[Set task]:
Identify the lines holding "Tailwind" and copy them.

Data extracted from a collection
━━━━
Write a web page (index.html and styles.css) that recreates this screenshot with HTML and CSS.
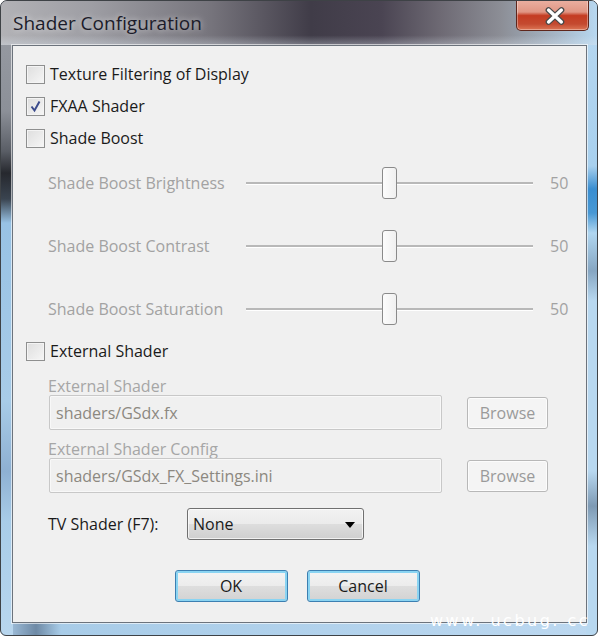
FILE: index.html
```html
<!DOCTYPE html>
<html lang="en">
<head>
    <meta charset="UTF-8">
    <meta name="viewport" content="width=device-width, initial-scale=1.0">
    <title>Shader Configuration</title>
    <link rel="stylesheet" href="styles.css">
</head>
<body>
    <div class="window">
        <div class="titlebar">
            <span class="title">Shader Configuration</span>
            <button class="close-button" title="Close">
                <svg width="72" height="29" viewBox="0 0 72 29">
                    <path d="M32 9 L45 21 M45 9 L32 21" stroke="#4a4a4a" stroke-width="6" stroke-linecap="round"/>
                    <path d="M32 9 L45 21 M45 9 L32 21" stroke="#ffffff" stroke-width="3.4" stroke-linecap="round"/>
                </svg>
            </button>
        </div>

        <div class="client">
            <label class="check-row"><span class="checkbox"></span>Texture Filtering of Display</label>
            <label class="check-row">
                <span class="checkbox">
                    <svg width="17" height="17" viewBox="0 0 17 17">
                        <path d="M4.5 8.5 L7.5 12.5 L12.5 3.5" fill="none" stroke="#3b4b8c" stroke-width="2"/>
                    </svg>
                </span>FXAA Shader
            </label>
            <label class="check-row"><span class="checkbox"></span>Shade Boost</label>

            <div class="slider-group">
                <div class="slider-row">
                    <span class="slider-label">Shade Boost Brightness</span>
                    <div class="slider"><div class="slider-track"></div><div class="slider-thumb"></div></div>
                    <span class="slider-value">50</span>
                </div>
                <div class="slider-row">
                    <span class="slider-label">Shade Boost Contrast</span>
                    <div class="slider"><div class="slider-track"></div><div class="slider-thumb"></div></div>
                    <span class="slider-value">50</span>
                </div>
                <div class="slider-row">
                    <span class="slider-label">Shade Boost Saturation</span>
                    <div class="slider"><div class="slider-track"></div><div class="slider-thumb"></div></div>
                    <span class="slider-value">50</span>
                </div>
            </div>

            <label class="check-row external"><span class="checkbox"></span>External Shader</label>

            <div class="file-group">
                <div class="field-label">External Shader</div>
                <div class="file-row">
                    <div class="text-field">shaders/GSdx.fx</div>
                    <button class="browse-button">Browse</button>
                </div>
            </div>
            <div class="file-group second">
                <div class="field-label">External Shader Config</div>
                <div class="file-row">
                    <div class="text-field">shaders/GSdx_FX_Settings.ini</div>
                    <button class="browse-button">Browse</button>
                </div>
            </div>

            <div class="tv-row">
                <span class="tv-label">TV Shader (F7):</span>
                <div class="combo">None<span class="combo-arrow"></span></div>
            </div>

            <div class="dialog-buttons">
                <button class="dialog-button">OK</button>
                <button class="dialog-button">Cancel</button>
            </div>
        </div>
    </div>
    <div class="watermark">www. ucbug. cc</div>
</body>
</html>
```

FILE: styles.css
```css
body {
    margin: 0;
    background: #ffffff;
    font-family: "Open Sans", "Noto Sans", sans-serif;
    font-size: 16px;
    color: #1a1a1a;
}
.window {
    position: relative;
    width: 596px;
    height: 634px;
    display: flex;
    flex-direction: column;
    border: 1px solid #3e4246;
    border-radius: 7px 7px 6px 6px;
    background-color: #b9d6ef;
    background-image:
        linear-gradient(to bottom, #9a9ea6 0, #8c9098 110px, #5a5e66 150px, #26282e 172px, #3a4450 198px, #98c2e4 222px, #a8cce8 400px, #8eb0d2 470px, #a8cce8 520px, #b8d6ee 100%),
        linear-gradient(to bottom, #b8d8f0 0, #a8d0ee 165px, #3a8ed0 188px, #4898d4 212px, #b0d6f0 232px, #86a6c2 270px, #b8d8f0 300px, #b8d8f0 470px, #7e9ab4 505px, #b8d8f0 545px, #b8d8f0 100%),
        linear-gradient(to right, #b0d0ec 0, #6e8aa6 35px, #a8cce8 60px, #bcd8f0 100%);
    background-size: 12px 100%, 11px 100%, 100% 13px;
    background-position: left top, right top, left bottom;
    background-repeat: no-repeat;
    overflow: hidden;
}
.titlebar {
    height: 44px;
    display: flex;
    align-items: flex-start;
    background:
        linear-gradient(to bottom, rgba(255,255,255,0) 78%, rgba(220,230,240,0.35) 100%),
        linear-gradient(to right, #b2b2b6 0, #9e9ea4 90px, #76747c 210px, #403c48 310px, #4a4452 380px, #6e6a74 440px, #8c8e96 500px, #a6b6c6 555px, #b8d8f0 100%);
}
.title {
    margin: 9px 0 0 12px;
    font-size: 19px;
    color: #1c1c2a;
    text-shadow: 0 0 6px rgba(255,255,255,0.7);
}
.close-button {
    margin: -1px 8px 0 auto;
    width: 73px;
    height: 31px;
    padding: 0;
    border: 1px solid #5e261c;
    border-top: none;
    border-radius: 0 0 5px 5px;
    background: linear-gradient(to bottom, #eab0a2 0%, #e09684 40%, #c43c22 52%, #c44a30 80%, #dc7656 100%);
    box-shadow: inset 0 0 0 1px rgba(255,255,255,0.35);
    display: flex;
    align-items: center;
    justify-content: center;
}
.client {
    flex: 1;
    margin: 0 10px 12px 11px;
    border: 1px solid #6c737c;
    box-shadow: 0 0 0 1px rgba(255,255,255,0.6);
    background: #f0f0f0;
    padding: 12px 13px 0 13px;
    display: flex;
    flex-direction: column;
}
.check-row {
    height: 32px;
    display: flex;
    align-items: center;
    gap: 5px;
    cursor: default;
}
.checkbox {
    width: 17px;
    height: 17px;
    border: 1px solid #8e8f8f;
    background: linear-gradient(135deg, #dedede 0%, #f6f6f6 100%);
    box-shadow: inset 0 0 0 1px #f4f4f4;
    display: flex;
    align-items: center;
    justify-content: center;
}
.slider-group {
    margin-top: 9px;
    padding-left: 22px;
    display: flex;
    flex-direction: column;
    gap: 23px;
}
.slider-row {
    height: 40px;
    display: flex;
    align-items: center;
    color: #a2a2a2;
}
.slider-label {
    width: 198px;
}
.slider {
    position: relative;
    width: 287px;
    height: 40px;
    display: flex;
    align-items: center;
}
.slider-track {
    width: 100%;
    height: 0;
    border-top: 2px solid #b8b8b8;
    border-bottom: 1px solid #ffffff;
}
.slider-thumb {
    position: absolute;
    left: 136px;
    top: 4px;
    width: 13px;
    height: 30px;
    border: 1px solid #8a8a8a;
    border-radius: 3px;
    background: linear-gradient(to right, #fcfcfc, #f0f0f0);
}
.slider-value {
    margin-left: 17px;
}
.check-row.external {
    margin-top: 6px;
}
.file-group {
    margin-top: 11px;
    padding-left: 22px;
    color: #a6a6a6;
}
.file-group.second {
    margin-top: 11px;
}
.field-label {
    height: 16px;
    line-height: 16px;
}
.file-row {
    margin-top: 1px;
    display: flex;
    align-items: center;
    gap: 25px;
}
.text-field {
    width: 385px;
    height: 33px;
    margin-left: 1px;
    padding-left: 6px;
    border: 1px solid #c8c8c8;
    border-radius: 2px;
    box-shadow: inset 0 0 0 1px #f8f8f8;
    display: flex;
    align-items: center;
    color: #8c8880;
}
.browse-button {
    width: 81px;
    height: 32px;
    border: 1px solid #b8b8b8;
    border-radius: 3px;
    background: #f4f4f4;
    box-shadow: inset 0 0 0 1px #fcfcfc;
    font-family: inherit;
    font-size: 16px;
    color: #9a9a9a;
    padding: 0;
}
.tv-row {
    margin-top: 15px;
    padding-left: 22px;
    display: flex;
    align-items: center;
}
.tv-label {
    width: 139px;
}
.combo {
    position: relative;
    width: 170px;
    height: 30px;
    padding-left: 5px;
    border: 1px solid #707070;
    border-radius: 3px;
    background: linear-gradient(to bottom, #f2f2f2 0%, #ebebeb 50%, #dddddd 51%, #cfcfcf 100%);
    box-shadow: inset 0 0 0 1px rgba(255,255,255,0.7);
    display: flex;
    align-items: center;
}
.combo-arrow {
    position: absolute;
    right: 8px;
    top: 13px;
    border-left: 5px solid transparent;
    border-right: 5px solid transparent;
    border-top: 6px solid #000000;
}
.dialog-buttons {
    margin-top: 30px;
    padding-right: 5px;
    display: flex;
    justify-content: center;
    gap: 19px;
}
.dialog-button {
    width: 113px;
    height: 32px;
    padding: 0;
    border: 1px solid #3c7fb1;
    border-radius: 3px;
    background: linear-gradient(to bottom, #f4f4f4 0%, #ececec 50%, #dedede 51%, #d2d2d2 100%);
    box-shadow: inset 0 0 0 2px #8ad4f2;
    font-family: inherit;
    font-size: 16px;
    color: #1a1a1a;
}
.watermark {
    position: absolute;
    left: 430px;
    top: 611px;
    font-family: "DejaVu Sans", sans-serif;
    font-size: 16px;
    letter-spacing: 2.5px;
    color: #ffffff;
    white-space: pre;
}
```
━━━━
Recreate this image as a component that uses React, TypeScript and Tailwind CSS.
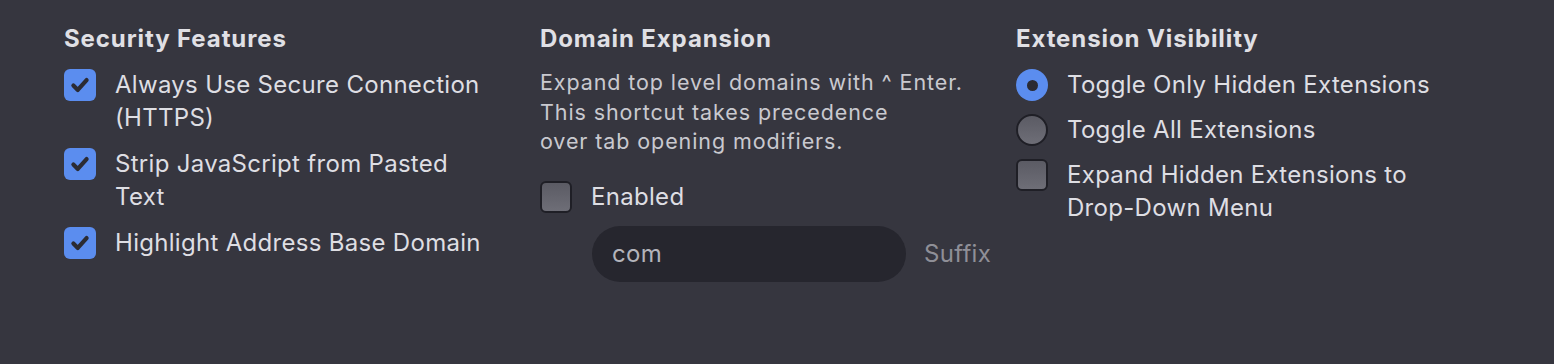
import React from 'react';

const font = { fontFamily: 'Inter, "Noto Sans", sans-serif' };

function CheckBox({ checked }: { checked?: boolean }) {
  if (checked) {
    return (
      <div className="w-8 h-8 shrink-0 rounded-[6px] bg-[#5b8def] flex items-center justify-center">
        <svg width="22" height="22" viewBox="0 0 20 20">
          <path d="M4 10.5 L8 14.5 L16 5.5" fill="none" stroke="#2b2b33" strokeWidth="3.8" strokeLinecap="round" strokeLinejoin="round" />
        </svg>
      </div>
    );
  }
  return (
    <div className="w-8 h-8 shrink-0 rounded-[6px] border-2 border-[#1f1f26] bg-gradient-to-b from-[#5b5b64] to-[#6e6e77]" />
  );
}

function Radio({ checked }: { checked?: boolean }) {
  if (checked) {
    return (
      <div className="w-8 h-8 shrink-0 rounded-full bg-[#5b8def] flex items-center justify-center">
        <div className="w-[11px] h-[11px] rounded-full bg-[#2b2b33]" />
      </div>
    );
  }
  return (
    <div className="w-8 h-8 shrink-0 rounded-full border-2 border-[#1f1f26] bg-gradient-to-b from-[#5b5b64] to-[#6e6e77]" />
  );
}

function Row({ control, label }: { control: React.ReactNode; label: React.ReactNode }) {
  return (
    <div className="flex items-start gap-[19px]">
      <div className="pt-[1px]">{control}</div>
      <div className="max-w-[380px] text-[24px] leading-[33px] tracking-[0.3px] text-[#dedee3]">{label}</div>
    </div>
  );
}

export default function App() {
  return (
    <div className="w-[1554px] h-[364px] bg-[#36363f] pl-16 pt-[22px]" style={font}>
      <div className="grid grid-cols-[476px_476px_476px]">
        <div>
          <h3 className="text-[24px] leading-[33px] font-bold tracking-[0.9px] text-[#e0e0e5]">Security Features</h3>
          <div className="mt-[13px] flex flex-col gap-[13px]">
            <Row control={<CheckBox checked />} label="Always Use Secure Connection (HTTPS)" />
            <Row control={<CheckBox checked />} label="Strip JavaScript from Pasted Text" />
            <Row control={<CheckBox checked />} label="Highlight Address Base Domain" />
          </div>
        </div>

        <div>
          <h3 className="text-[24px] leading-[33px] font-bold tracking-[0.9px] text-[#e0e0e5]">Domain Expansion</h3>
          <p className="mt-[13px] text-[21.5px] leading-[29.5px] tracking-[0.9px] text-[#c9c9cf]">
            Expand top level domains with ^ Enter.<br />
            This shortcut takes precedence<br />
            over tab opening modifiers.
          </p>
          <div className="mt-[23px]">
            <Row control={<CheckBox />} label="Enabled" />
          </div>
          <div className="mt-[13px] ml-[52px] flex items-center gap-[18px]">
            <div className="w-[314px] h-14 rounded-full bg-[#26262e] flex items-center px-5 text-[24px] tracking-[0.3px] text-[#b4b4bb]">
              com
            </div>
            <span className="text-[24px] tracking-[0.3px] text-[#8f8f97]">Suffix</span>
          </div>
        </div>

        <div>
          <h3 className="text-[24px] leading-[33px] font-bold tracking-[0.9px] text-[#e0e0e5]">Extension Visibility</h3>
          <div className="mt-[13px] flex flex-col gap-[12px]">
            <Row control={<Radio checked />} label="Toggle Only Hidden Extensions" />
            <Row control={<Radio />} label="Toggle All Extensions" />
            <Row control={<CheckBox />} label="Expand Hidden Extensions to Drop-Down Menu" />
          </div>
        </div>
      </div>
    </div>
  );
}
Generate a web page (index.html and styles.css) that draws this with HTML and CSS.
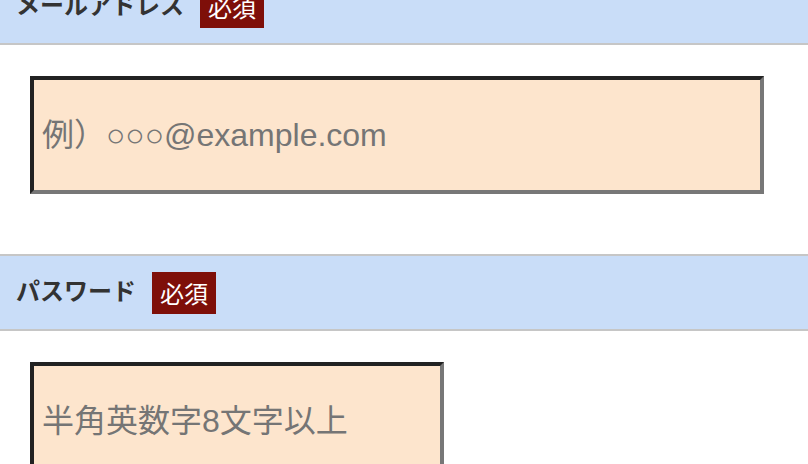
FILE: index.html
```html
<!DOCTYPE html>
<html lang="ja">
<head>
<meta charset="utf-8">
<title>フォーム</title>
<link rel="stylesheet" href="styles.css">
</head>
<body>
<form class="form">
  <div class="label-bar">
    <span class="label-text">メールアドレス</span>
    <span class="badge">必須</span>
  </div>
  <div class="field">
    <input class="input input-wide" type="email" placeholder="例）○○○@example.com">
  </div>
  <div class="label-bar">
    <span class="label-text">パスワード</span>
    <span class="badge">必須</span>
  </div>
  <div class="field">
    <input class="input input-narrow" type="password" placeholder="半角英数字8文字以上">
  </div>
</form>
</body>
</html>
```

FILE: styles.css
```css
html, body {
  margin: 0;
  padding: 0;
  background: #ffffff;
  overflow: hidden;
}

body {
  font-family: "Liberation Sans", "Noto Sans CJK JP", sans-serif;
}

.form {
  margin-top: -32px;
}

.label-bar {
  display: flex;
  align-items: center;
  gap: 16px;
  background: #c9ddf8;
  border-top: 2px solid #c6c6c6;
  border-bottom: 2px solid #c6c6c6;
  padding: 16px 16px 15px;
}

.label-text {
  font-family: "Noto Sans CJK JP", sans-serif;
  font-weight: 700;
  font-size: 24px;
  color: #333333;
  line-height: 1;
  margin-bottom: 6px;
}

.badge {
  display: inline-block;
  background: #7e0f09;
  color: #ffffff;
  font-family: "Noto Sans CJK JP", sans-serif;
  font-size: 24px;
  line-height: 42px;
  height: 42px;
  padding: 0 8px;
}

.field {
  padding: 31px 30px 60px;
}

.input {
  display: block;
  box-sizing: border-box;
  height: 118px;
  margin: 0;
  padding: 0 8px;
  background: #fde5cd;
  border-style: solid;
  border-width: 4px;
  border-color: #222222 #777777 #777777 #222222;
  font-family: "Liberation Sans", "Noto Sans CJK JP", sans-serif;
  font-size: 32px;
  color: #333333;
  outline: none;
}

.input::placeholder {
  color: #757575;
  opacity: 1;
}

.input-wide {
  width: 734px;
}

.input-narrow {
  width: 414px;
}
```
━━━━
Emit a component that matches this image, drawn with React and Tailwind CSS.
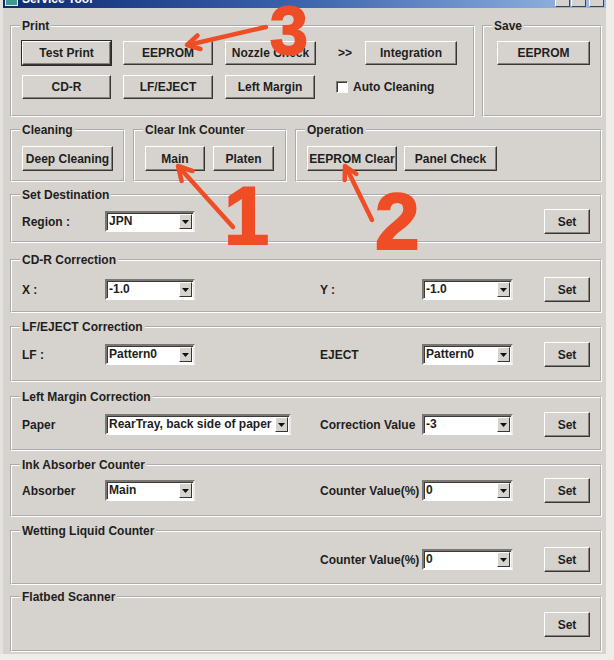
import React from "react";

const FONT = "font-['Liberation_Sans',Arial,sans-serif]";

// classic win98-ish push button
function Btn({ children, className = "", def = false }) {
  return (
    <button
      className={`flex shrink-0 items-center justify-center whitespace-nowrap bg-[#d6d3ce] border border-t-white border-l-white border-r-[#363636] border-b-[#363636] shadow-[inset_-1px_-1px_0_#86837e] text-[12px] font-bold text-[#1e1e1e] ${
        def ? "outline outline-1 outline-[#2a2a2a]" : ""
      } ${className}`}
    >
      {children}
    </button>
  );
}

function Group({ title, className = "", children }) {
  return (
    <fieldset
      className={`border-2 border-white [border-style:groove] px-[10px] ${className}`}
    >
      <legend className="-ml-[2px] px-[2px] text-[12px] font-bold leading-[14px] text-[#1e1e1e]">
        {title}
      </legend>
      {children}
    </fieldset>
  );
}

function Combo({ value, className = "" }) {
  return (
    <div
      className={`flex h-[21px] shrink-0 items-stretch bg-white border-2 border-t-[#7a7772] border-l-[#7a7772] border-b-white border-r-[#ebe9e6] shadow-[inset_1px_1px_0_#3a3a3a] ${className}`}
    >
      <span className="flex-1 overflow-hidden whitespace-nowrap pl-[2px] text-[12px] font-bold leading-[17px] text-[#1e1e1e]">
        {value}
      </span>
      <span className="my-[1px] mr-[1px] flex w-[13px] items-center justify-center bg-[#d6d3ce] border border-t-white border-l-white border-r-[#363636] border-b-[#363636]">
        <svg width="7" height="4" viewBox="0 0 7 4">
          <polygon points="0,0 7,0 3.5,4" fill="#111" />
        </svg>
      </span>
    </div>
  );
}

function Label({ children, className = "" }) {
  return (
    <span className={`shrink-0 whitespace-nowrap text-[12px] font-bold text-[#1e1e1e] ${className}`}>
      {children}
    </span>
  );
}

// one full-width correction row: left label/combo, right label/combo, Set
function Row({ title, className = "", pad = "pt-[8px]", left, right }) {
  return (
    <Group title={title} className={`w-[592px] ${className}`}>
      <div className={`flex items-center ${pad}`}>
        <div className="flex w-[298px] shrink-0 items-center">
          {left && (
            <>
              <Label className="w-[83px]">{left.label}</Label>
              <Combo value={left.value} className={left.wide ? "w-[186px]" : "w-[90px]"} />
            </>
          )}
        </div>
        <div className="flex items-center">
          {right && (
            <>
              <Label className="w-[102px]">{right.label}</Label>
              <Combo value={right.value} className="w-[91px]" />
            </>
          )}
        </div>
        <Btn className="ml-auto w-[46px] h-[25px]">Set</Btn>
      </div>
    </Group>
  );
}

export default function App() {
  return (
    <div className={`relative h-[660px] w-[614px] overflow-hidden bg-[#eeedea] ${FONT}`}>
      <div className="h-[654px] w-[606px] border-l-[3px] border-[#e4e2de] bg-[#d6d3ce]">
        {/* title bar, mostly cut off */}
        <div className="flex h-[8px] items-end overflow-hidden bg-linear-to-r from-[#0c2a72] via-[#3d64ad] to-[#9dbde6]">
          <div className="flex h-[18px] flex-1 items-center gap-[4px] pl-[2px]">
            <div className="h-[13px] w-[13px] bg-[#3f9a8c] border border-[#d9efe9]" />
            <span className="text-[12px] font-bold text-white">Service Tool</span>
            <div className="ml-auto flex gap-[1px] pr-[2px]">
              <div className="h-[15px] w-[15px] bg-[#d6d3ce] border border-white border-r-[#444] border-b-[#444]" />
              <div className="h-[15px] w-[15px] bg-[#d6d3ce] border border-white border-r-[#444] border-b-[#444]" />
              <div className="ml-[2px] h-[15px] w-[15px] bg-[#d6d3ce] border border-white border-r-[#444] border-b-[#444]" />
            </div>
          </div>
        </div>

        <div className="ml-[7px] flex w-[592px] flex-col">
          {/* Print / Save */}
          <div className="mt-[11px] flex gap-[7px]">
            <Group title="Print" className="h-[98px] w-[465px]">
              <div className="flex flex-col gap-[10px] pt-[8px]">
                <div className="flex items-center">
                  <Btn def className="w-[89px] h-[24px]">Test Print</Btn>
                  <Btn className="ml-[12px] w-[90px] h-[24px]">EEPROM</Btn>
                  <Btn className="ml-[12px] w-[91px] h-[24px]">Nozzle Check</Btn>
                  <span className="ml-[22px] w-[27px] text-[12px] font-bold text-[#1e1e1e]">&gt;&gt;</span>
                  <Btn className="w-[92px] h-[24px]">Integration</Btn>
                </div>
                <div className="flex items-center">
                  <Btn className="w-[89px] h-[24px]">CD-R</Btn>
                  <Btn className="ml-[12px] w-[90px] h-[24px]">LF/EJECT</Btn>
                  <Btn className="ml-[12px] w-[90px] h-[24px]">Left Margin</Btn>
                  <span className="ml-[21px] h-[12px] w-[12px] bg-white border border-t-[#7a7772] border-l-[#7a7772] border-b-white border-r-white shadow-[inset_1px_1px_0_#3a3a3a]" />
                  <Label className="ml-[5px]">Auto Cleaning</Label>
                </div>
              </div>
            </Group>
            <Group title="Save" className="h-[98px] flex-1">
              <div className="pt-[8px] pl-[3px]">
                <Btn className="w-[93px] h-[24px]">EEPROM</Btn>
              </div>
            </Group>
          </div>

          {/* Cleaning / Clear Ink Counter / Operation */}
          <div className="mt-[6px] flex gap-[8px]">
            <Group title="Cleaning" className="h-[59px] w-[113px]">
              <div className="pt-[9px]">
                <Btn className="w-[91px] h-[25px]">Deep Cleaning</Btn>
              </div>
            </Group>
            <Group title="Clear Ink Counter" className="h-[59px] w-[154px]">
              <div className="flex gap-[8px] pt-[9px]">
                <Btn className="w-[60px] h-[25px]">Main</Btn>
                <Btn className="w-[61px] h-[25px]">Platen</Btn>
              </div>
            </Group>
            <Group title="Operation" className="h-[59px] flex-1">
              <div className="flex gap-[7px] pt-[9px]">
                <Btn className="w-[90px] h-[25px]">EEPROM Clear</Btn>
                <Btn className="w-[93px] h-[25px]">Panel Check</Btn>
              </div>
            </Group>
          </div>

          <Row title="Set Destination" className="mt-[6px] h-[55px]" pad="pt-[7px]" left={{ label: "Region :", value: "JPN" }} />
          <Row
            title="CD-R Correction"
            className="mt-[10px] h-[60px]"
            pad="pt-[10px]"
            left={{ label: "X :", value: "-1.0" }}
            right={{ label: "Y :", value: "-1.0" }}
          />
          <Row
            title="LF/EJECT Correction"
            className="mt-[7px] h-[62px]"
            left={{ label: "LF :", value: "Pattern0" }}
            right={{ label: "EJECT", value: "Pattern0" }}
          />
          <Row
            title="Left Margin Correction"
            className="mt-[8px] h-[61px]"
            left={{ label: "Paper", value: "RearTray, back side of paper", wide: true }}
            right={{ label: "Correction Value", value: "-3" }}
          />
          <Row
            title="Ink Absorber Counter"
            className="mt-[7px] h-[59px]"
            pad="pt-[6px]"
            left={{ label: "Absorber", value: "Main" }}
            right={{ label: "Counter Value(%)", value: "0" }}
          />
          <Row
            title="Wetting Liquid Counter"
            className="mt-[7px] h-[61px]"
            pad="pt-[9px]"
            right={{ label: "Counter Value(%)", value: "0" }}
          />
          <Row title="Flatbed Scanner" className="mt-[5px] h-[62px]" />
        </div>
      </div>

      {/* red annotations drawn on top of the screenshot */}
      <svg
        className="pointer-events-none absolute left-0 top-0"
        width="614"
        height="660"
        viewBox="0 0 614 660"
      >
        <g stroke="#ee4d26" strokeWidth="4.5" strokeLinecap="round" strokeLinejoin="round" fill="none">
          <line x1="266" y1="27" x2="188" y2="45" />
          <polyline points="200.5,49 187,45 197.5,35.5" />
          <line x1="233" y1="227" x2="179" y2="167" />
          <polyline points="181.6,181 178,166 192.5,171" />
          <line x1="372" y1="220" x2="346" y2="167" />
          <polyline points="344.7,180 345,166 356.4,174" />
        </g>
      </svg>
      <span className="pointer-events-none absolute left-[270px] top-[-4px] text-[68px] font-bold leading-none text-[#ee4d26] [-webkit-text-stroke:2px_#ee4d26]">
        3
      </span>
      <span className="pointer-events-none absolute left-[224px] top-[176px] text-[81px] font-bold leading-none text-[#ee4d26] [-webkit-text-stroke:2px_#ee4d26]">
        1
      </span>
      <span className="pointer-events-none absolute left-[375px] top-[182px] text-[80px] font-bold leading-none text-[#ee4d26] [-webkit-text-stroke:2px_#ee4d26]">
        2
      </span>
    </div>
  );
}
━━━━
[Result for this exercise]:
Recreate this image as a component that uses React, TypeScript and Tailwind CSS.
Emit a component that matches this image, drawn with React and Tailwind CSS.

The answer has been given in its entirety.